We have found that the introduction to organizing attracts a broad cross-section of young people, not just a narrow political slice. They see value for the vendors, prospective vendors, the city, the university, neighborhood residents, and themselves. They have been extremely articulate about how organizing has taught them to think, analyze, and follow through, aware that these skills will assist them as they pursue a variety of careers.
Another important outcome is that the high school students have been exposed to people of various ethnicities, incomes, and educational backgrounds. They have struggled with the complexities of diversity and gained skills and experience, which has both energized and humbled them. It has almost become cliché to stress diversity when talking about organizing. All statistics show rapid increases in the number and variety of ethnic and racial groups in the United States. Therefore, we must encourage and develop organizers who can find the commonalities among seemingly divergent people. Since diversity is everywhere, communication must be everywhere as well.

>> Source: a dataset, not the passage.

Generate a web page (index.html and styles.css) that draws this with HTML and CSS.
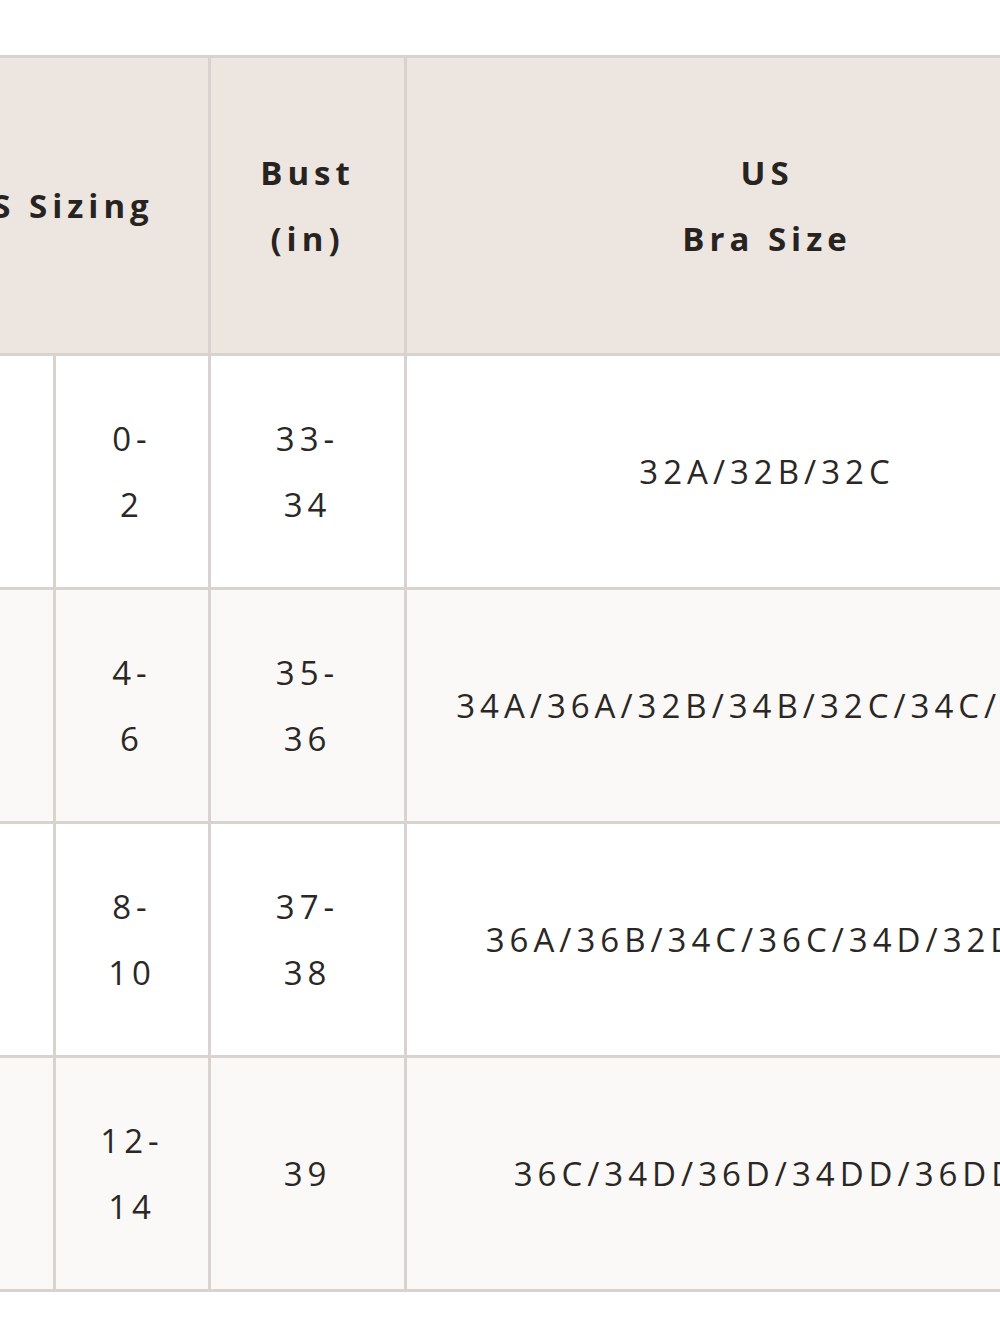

We see tremendous growth for the community organizing field, including recognition by government, philanthropy, nonprofit, and for-profit corporations. The central question is: Will we take advantage of opportunities to expand the profession we are so proud to be part of – and open our minds to all of the potential helping parties that need to be organized? If we look at organizing as a big tent rather than a secret club, we can remove it from the clandestine, private back room and out into the greater community, under the energy of sunshine and light.